On peut être créatif même lorsqu'on cherche à vendre. Vous venez d'ailleurs d'ouvrir l'accès en France à un nouveau format, baptisé Dynamic Ads.

Snap est souvent identifié comme une plateforme permettant d'augmenter la considération d'une marque, de faire de l'awareness. Mais c'est aussi une plateforme qui permet de convertir de nouveaux utilisateurs. Une grosse partie de nos impressions publicitaires proviennent de campagnes à la performance car nos coût d'acquisition sont extrêmes compétitifs. Nous diffusons beaucoup de campagnes d'acquisition d'acteurs du casual gaming ou des paris. Le format Dynamic Ads est un outil très puissant qui va permettre aux acteurs de l'e-commerce de doper leurs conversions, en branchant directement leur catalogue produit à notre plateforme d'ad management, de façon à retoucher de manière automatique des utilisateurs qui ont visité leur site. Les premiers tests avec les e-commerçants sont très prometteurs.

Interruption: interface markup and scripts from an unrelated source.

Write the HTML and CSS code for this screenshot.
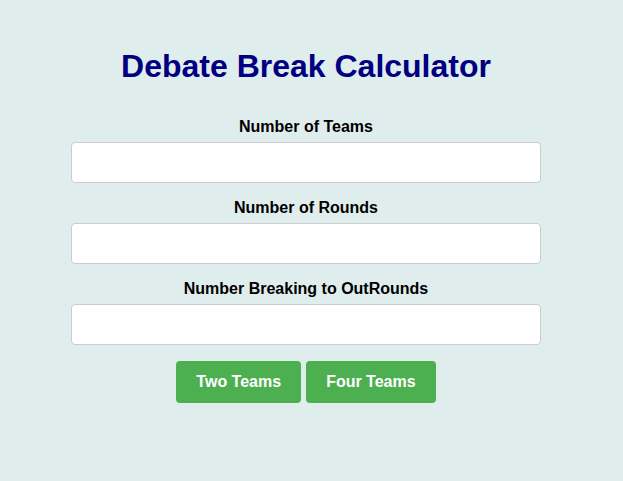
FILE: index.html
```html
<!DOCTYPE html>
<html lang="en">
<head>
<meta charset="utf-8">
<title>Debate Break Calculator</title>
<link rel="stylesheet" href="styles.css">
</head>
<body>
<main class="calc">
  <h1 class="calc-title">Debate Break Calculator</h1>
  <div class="field">
    <label class="field-label" for="teams">Number of Teams</label>
    <input class="field-input" id="teams" type="text">
  </div>
  <div class="field">
    <label class="field-label" for="rounds">Number of Rounds</label>
    <input class="field-input" id="rounds" type="text">
  </div>
  <div class="field">
    <label class="field-label" for="breaking">Number Breaking to OutRounds</label>
    <input class="field-input" id="breaking" type="text">
  </div>
  <div class="actions">
    <button class="btn" type="button">Two Teams</button>
    <button class="btn" type="button">Four Teams</button>
  </div>
</main>
</body>
</html>
```

FILE: styles.css
```css
html, body {
  margin: 0;
  height: 100%;
}
body {
  background: #e0eded;
  font-family: "Liberation Sans", Arial, sans-serif;
  padding: 48px 11px 0 0;
  box-sizing: border-box;
}
.calc {
  width: 470px;
  margin: 0 auto;
  display: flex;
  flex-direction: column;
}
.calc-title {
  margin: 0 0 33px;
  font-size: 32px;
  line-height: 37px;
  font-weight: bold;
  color: #000080;
  text-align: center;
}
.field {
  display: flex;
  flex-direction: column;
  margin-bottom: 16px;
}
.field-label {
  display: block;
  font-size: 16px;
  line-height: 18px;
  font-weight: bold;
  color: #000;
  text-align: center;
  margin-bottom: 6px;
}
.field-input {
  box-sizing: border-box;
  width: 100%;
  height: 41px;
  margin: 0;
  padding: 0 10px;
  border: 1px solid #cccccc;
  border-radius: 4px;
  background: #fff;
  font-family: inherit;
  font-size: 16px;
}
.actions {
  display: flex;
  justify-content: center;
  gap: 5px;
}
.btn {
  background: #4caf50;
  color: #fff;
  border: none;
  border-radius: 4px;
  padding: 12px 20px;
  font-family: inherit;
  font-size: 16px;
  line-height: 18px;
  font-weight: bold;
  cursor: pointer;
}
```
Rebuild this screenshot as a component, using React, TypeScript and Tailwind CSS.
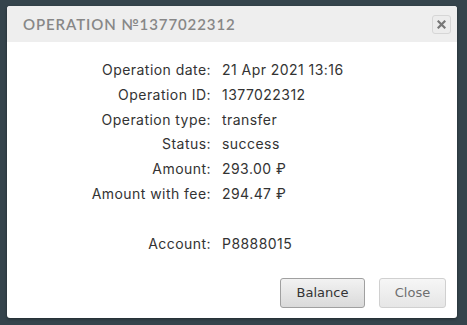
const rows: [string, string][] = [
  ["Operation date:", "21 Apr 2021 13:16"],
  ["Operation ID:", "1377022312"],
  ["Operation type:", "transfer"],
  ["Status:", "success"],
  ["Amount:", "293.00 ₽"],
  ["Amount with fee:", "294.47 ₽"],
  ["", ""],
  ["Account:", "P8888015"],
];

function App() {
  return (
    <div className="w-[467px] h-[325px] bg-[#35444c] pt-[6px] pl-[7px]">
      <div className="w-[450px] h-[312px] bg-white rounded-[3px] shadow-[0_1px_3px_rgba(0,0,0,0.4)] flex flex-col overflow-hidden">
        <div className="h-[36px] bg-[#eeeeee] flex items-center justify-between pl-[16px] pr-[6px] shrink-0">
          <span
            className="text-[15px] font-semibold tracking-[0.9px] text-[#878787] uppercase"
            style={{ fontFamily: "Lato, 'Noto Sans', sans-serif" }}
          >
            Operation №1377022312
          </span>
          <button className="w-[19px] h-[19px] rounded-[3px] border border-[#d6d6d6] bg-[#ececec] flex items-center justify-center">
            <svg width="9" height="9" viewBox="0 0 9 9">
              <path d="M1.5 1.5 L7.5 7.5 M7.5 1.5 L1.5 7.5" stroke="#777" strokeWidth="2.2" strokeLinecap="square" />
            </svg>
          </button>
        </div>
        <div
          className="grid grid-cols-[204px_1fr] gap-x-[11px] pt-[16px] text-[14px] leading-[24.8px] tracking-[0.45px] text-[#333]"
          style={{ fontFamily: "Inter, 'Noto Sans', sans-serif" }}
        >
          {rows.map(([label, value], i) => (
            <div key={i} className="contents">
              <div className="text-right h-[24.8px] whitespace-nowrap">{label}</div>
              <div className="h-[24.8px] whitespace-nowrap">{value}</div>
            </div>
          ))}
        </div>
        <div
          className="mt-auto flex justify-end gap-[14px] pr-[11px] pb-[10px]"
          style={{ fontFamily: "'DejaVu Sans', Verdana, sans-serif" }}
        >
          <button className="w-[85px] h-[30px] rounded-[3px] border border-[#a0a0a0] bg-gradient-to-b from-[#f2f2f2] to-[#dadada] text-[13px] text-[#333]">
            Balance
          </button>
          <button className="w-[67px] h-[30px] rounded-[3px] border border-[#d0d0d0] bg-gradient-to-b from-[#f6f6f6] to-[#e6e6e6] text-[13px] text-[#6f6f6f]">
            Close
          </button>
        </div>
      </div>
    </div>
  );
}

export default App;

D'autres annonces produit sont-elles prévues ?

Nous ferons de nouvelles annonces produits à l'occasion de notre Snapchat Partner Summit qui se tiendra en juin. Nous n'avons pas pu organiser cet événement physique, qui rassemble partenaires et développeurs, cette année mais nous nous rattraperons avec une version en ligne.

Emmanuel Durand est le patron de Snap France depuis mi-2016. Entré chez Warner Bros en 2009 comme vice-président marketing France et Benelux, Emmanuel Durand avait précédemment occupé les fonctions de CEO Active Cosmetics de L'Oréal Suisse et de directeur marketing de Sony Music.